Heh, heh, no argument here.

I'm far from an expert on this, so I don't claim to understand all the
complexities. I'm not even sure the lawyers do because many of these
questions have never come up in court. The law is sufficienctly vague that
noone knows how the courts will interpret it until somebody gets sued. It's
kind of like the "Fair Use" exemption in copyright law. Kinko's thought
that making course packets for instructors was "Fair Use" until they got
sued for it (and lost).

Many professional organizations apparently don't want to "test the waters"
so they avoid the issue altogether by prohibiting any kind of pricing
discussion. I do think there's a way to discuss pricing without crossing
the line into price fixing. As you said, it's one thing to say "this is how
much I charged for this job" as opposed to "this is how much you *should*
charge" or "this is the 'going rate' for this kind of work".

If you own a gas station, all you have to do is drive down the street to
see what your competitors are charging. I think this is why salary/pricing
surveys are OK - it's simply a collection of factual statements about what
people have charged in the past. It's not a set of guidelines for what you
*should* charge (although I think many less experienced illustrators will
use it that way). Then again, maybe nobody has gotten around to suing the
people who post these surveys. Who knows if they're really legal or not?
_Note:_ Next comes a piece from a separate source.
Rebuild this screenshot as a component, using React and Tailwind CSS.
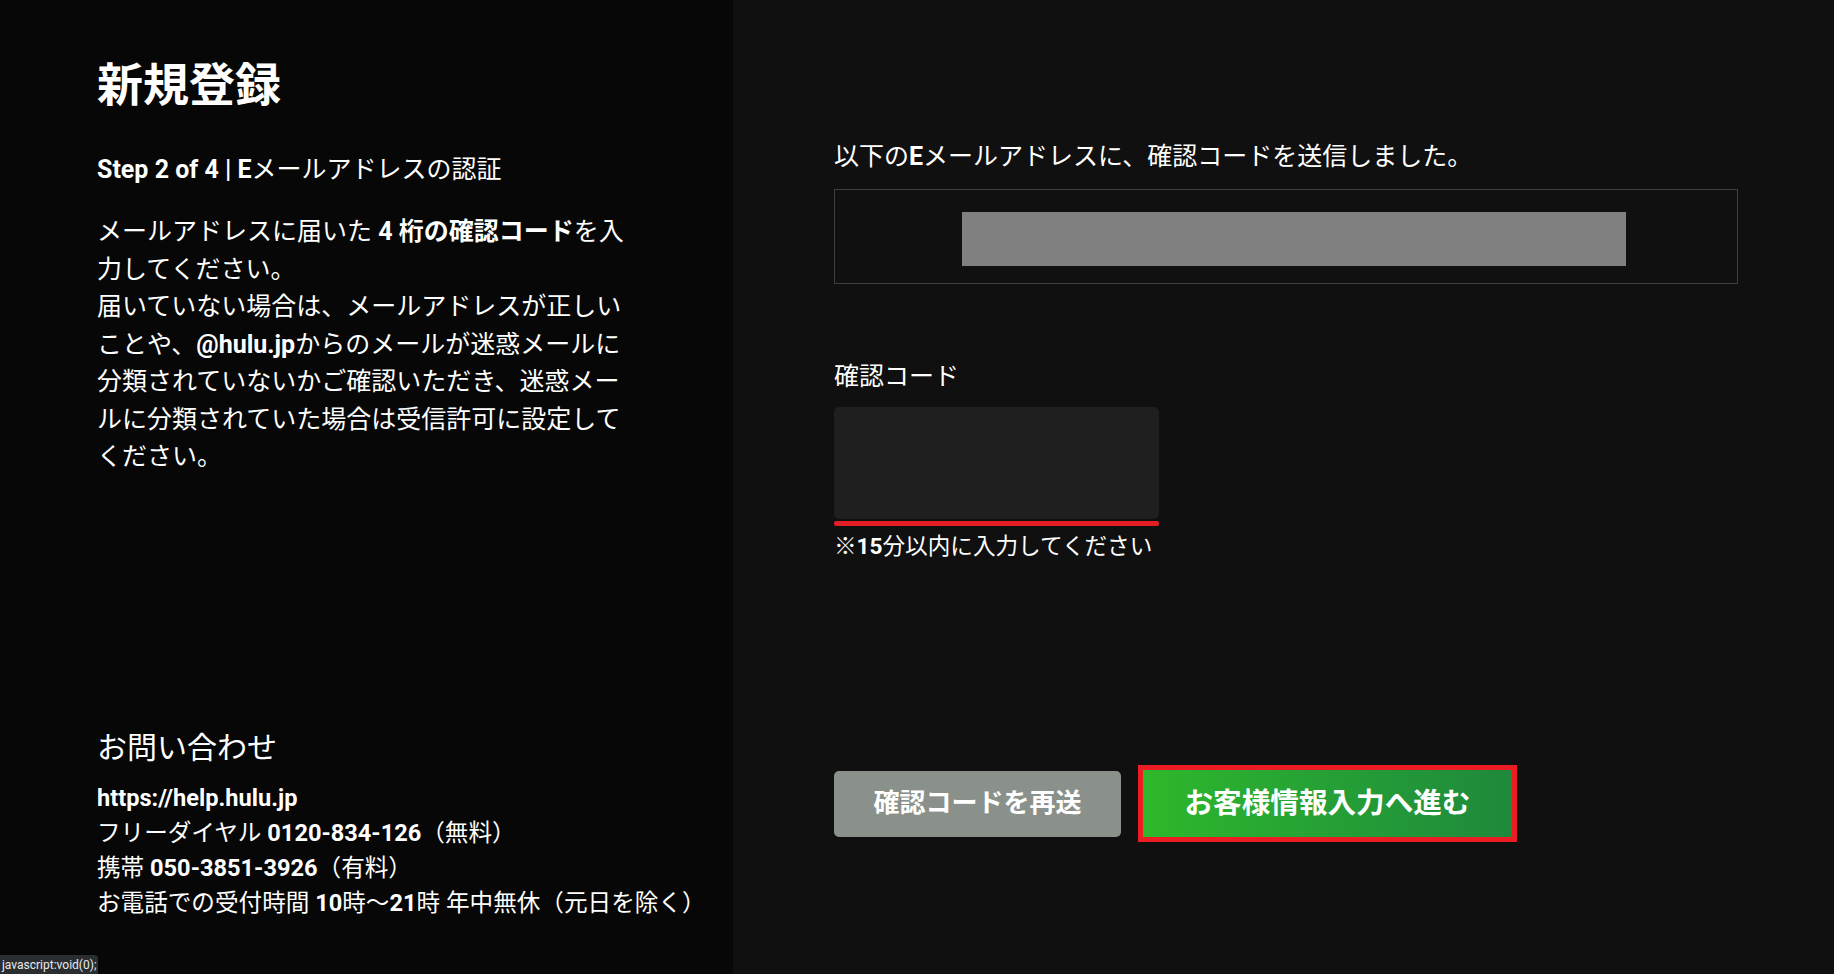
import React from "react";

const FONT = "font-['Roboto','Noto_Sans_CJK_JP',sans-serif]";

function B({ children }) {
  return <span className="font-bold">{children}</span>;
}

export default function App() {
  return (
    <div className={`relative flex h-[974px] w-full overflow-hidden text-white ${FONT}`}>
      {/* Left panel */}
      <div className="flex w-[733px] shrink-0 flex-col justify-between bg-[#060706] pb-[53px] pl-[97px] pt-[58px]">
        <div>
          <h1 className="text-[46px] font-bold leading-[55px]">新規登録</h1>
          <p className="mt-[39px] text-[25px] leading-[36px]">
            <B>Step 2 of 4 | E</B>メールアドレスの認証
          </p>
          <p className="mt-[25px] w-[540px] text-[25px] leading-[37.5px]">
            メールアドレスに届いた<B> 4 桁の確認コード</B>を入
            <br />
            力してください。
            <br />
            届いていない場合は、メールアドレスが正しい
            <br />
            ことや、<B>@hulu.jp</B>からのメールが迷惑メールに
            <br />
            分類されていないかご確認いただき、迷惑メー
            <br />
            ルに分類されていた場合は受信許可に設定して
            <br />
            ください。
          </p>
        </div>
        <div>
          <h2 className="text-[30px] leading-[40px]">お問い合わせ</h2>
          <div className="mt-[13px] text-[23.6px] leading-[35px]">
            <p>
              <B>https://help.hulu.jp</B>
            </p>
            <p>
              フリーダイヤル <B>0120-834-126</B>（無料）
            </p>
            <p>
              携帯 <B>050-3851-3926</B>（有料）
            </p>
            <p>
              お電話での受付時間 <B>10</B>時〜<B>21</B>時 年中無休（元日を除く）
            </p>
          </div>
        </div>
      </div>

      {/* Right panel */}
      <div className="flex flex-1 flex-col bg-[#0f100f] pl-[101px] pt-[139px]">
        <p className="text-[25px] leading-[36px]">
          以下の<B>E</B>メールアドレスに、確認コードを送信しました。
        </p>
        <div className="mt-[14px] h-[95px] w-[904px] border border-[#3e3f3e] pl-[127px] pt-[22px]">
          <div className="h-[54px] w-[664px] bg-[#808080]" />
        </div>

        <label className="mt-[75px] text-[25px] leading-[36px]">確認コード</label>
        <div className="mt-[12px] h-[112px] w-[325px] rounded-[5px] bg-[#1e1f1e]" />
        <div className="mt-[2px] h-[5px] w-[325px] rounded-[2px] bg-[#e41e25]" />
        <p className="mt-[4px] text-[22.6px] leading-[33px]">
          ※<B>15</B>分以内に入力してください
        </p>

        <div className="mt-[202px] flex items-center gap-[17px]">
          <button className="flex h-[66px] w-[287px] items-center justify-center rounded-[5px] bg-[#8a918a] text-[26px] font-bold text-white">
            確認コードを再送
          </button>
          <button className="flex h-[77px] w-[379px] items-center justify-center border-[5px] border-[#ec1c24] bg-linear-to-r from-[#2eb82a] to-[#1e893b] text-[28.6px] font-bold text-white">
            お客様情報入力へ進む
          </button>
        </div>
      </div>

      {/* Browser status bar overlay */}
      <div className="absolute bottom-0 left-0 flex h-[19px] items-center rounded-tr-[4px] bg-[#2a2e31] px-[2px] text-[12px] leading-none text-[#e8eaed]">
        javascript:void(0);
      </div>
    </div>
  );
}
A number of people have already touched on this, but I think the bottom
line is that each individual has to come up with a pricing scheme that
makes snese to them. This will take into account all sorts of factors -
geographic location, experience, your reputation, your overhead costs, how
much you think you're worth, etc. You'll come up with a number which may be
higher or lower than your competitors. As long as you can live with it,
*that's* what you should charge. You may find that you have to adjust those
rates based on the market response - if your quote gets turned down every
time, you're too high; if every client jumps at your proposal, you may be
too low.

Furthermore, if someone else can do the same job in less time or keep their
overhead costs down, they can charge less for it. They will get more work
and will prosper. Meanwhile, someone who works slowly or has high expenses
may lose out. This is how competition is supposed to work and ultimately
it's supposed to benefit the consumer by keeping prices as low as they can
be. Of course, it doesn't always work that way in the real world
(Microsoft) but that's the theory behind anti-trust laws.